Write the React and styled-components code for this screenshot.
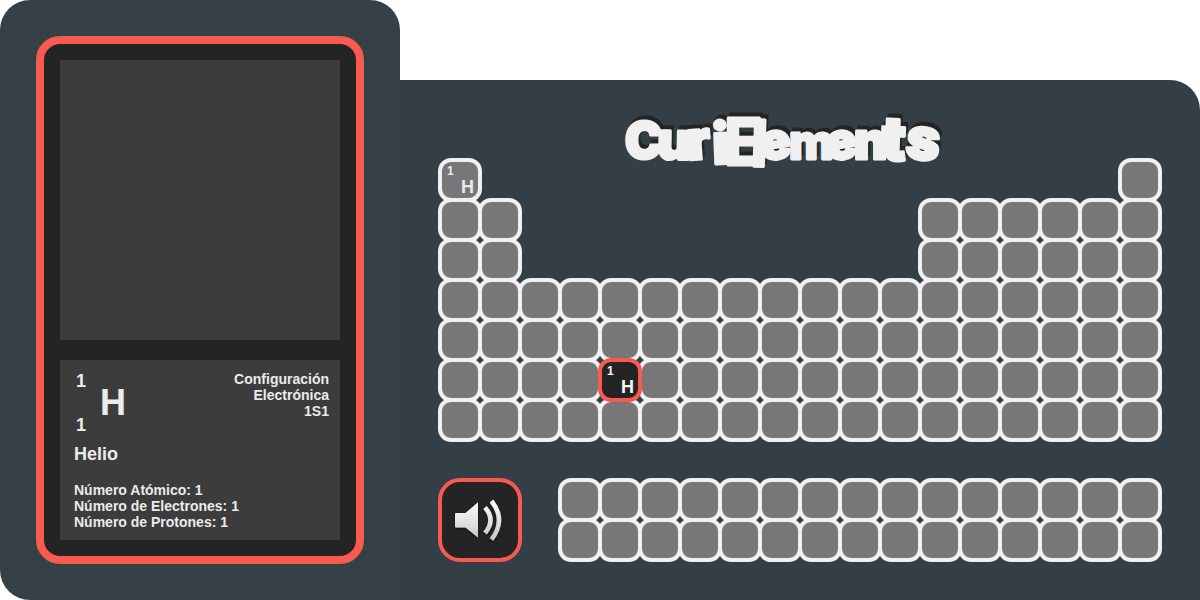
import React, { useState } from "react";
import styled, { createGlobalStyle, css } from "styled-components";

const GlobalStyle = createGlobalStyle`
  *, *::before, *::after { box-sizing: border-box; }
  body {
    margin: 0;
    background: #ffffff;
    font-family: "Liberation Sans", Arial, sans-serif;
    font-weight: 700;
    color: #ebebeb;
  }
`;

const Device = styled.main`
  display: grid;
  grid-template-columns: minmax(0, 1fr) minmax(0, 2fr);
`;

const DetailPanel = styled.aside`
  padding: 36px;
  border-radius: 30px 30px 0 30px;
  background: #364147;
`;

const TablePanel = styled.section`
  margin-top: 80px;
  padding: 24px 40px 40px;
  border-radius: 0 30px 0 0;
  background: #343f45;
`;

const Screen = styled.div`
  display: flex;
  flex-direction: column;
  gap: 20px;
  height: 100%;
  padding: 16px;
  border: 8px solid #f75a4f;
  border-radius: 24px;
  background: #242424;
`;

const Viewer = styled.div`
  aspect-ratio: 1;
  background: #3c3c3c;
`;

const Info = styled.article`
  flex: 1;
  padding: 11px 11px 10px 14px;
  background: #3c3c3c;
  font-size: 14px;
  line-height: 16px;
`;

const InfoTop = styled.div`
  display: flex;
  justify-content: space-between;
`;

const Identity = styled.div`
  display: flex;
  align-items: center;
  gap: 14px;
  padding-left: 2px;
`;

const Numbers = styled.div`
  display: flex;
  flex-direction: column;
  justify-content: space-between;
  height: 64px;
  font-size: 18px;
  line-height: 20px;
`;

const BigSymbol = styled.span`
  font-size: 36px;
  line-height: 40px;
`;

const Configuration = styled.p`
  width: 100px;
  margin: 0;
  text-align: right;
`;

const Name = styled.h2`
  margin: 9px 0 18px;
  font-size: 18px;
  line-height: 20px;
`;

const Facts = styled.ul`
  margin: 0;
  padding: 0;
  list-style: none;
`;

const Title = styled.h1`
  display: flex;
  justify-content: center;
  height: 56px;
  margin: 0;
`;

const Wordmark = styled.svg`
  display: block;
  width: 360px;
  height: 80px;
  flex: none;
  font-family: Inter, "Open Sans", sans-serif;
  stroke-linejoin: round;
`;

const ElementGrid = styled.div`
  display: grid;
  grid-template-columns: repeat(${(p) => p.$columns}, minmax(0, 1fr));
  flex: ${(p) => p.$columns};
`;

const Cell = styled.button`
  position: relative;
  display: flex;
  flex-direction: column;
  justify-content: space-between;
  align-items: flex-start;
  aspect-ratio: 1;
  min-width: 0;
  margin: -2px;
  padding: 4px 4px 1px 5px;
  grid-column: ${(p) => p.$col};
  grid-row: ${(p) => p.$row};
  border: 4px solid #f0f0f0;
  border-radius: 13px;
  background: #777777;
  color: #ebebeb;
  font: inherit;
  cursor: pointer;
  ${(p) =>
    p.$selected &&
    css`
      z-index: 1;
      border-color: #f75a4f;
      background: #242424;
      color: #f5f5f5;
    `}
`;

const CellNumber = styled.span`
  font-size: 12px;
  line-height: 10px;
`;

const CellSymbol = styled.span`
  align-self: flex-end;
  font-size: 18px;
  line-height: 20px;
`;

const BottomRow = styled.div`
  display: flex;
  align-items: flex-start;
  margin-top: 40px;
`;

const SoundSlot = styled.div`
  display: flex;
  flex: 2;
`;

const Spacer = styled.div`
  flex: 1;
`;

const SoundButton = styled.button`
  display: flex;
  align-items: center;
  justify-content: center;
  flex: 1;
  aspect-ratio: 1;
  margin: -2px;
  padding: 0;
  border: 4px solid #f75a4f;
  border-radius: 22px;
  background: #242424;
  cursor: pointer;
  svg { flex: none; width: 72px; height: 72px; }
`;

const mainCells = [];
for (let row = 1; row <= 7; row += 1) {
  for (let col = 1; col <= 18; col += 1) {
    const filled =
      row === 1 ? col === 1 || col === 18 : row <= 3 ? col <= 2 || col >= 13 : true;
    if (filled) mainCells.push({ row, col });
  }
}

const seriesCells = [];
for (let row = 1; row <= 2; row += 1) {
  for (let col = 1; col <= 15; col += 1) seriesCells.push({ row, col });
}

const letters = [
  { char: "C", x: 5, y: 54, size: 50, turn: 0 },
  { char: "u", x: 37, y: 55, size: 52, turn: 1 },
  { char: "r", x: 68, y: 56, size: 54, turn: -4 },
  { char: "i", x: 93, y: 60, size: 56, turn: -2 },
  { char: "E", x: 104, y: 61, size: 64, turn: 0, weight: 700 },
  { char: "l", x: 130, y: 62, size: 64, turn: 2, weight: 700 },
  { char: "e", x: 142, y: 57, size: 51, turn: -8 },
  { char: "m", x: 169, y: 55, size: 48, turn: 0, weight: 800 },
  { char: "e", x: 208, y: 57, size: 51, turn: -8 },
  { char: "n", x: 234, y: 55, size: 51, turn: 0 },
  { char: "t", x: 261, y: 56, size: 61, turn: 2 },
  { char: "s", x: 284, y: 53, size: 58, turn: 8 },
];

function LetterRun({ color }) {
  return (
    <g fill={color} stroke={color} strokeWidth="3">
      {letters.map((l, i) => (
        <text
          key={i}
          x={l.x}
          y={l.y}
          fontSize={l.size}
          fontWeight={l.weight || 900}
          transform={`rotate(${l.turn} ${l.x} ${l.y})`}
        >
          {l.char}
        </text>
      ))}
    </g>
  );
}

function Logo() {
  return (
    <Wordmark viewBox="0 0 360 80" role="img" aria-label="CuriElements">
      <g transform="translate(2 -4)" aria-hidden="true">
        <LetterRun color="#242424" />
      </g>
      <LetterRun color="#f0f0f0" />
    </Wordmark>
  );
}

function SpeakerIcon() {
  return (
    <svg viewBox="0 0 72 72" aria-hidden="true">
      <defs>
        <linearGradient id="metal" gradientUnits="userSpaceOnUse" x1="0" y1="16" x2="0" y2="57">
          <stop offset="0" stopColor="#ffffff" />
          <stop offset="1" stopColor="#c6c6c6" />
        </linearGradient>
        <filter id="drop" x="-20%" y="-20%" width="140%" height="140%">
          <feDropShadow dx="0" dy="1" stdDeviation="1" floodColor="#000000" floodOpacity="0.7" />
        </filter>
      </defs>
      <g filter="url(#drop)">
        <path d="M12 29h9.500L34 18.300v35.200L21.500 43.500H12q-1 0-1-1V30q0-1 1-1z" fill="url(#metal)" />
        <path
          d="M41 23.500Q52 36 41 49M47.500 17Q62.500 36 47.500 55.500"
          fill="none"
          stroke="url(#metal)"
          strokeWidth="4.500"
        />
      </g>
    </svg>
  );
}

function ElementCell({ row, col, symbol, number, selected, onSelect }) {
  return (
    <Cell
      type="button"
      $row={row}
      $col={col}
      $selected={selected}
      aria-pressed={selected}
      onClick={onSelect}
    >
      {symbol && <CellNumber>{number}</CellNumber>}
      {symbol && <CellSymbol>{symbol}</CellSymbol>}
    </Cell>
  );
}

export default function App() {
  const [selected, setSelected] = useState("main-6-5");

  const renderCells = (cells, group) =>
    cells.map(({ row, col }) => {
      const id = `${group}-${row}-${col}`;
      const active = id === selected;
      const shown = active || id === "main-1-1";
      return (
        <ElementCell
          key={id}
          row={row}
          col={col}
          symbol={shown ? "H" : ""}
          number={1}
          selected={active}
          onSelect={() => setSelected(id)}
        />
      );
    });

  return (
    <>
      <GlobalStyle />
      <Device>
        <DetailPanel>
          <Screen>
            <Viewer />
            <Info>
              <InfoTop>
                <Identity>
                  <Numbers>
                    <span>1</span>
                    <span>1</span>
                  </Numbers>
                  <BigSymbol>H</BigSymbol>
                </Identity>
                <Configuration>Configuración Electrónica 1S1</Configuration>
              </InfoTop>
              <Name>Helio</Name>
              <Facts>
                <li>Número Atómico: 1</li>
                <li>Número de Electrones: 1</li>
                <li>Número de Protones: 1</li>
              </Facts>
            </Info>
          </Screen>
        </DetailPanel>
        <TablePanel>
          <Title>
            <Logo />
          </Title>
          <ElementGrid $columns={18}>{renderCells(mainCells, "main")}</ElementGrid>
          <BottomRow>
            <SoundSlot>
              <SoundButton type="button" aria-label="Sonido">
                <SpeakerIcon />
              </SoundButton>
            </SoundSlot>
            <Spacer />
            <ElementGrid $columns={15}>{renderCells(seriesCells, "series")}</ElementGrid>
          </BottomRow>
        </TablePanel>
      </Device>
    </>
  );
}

-------

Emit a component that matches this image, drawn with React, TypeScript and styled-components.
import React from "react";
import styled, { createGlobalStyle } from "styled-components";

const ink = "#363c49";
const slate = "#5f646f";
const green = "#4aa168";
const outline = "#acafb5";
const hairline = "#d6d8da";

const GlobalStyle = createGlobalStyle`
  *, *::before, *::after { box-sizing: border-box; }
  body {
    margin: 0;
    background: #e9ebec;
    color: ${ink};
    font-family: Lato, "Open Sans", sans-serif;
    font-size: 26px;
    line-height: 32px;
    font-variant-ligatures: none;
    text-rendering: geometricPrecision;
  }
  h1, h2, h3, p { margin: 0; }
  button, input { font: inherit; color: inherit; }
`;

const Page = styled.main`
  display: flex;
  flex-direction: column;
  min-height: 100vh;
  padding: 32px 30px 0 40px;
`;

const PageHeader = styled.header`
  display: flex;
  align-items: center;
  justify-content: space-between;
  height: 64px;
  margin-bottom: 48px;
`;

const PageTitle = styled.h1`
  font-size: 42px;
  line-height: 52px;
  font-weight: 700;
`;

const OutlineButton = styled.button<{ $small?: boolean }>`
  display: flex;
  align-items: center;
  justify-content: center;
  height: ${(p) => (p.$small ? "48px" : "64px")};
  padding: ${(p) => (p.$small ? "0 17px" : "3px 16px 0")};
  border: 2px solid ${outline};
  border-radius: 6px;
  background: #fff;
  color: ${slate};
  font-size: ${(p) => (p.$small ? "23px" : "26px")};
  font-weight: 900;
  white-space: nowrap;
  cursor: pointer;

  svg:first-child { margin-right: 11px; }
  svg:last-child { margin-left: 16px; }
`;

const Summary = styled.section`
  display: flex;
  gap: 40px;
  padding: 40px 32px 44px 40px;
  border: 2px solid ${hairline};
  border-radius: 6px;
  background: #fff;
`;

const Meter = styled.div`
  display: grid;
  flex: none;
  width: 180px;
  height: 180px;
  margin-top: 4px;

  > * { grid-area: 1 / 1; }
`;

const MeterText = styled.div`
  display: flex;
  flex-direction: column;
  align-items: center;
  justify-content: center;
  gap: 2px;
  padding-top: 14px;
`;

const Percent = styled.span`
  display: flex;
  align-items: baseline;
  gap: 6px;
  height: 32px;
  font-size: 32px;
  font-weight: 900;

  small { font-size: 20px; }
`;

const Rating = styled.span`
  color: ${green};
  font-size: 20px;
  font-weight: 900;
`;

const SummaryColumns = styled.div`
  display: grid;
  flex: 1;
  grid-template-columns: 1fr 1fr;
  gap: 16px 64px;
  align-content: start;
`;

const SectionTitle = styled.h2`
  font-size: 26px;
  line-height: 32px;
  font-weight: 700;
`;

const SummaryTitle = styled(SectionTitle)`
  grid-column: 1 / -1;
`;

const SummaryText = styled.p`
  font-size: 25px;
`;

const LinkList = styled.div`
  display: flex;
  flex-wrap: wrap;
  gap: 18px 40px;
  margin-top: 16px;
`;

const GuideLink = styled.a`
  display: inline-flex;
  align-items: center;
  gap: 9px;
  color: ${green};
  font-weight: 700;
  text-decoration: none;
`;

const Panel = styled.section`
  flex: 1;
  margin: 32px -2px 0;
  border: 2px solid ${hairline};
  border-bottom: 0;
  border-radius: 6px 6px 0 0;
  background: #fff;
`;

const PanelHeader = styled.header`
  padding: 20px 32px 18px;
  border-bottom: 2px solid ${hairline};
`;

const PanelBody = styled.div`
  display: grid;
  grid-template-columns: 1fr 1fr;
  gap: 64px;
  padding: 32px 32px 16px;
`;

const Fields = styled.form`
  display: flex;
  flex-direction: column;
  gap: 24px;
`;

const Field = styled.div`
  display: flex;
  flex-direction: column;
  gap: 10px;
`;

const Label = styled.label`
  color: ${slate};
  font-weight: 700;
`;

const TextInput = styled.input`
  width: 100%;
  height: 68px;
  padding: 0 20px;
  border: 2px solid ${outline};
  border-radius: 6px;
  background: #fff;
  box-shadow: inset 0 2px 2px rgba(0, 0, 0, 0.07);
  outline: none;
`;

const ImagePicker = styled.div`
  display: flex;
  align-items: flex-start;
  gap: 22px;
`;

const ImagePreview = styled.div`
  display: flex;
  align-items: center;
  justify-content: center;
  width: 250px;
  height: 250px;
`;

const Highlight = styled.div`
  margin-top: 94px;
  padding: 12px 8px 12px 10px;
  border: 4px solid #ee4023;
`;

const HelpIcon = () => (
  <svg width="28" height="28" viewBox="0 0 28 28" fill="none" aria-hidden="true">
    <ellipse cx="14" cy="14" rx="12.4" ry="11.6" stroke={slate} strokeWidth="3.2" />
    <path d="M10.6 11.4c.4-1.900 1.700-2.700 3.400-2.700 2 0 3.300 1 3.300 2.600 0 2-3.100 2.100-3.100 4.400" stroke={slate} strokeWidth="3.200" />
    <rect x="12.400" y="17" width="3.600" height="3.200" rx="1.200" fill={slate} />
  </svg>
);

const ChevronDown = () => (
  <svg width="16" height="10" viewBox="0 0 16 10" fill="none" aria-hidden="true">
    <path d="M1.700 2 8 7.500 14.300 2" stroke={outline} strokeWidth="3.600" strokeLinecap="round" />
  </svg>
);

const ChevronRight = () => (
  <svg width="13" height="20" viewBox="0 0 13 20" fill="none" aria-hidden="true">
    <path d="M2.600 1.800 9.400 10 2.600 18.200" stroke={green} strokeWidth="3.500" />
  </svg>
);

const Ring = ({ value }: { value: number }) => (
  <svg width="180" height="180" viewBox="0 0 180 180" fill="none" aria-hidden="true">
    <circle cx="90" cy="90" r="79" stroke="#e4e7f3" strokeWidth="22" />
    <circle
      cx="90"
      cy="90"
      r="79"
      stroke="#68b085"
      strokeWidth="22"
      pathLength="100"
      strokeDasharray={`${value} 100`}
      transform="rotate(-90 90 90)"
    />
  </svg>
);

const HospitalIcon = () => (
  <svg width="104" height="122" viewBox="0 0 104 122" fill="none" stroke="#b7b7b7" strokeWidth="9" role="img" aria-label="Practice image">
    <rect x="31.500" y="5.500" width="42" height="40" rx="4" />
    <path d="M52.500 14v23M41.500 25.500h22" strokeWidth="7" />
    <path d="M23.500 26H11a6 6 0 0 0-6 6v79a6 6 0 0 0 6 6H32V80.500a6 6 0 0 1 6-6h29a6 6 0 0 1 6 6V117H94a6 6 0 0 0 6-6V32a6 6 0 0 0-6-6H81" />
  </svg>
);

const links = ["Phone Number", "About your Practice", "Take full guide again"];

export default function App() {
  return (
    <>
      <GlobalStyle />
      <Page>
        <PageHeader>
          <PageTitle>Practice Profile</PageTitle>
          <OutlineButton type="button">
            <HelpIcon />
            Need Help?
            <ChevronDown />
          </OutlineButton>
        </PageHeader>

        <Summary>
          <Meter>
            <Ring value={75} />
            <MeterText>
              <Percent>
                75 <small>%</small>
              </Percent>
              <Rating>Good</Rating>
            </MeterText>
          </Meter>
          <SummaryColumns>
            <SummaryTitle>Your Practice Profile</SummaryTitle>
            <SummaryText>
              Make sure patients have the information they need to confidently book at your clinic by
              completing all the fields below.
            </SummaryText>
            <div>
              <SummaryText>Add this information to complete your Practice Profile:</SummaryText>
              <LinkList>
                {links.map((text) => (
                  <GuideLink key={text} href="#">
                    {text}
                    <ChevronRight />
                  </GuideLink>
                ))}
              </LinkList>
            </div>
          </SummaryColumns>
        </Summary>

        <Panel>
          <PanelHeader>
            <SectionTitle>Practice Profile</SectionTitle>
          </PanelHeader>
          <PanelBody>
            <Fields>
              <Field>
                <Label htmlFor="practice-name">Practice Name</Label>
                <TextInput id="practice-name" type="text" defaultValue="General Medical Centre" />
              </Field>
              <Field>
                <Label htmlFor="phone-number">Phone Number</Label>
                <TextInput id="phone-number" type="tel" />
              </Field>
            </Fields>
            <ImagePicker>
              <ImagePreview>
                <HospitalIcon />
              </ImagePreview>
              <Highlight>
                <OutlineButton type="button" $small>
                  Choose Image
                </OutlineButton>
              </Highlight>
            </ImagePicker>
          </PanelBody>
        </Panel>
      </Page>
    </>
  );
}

-------

__REQUEST__.
For each line in the data above that contains the string "this", extract the line.

__TASK SOLUTION__.
Write the React and styled-components code for this screenshot.
Emit a component that matches this image, drawn with React, TypeScript and styled-components.
              <SummaryText>Add this information to complete your Practice Profile:</SummaryText>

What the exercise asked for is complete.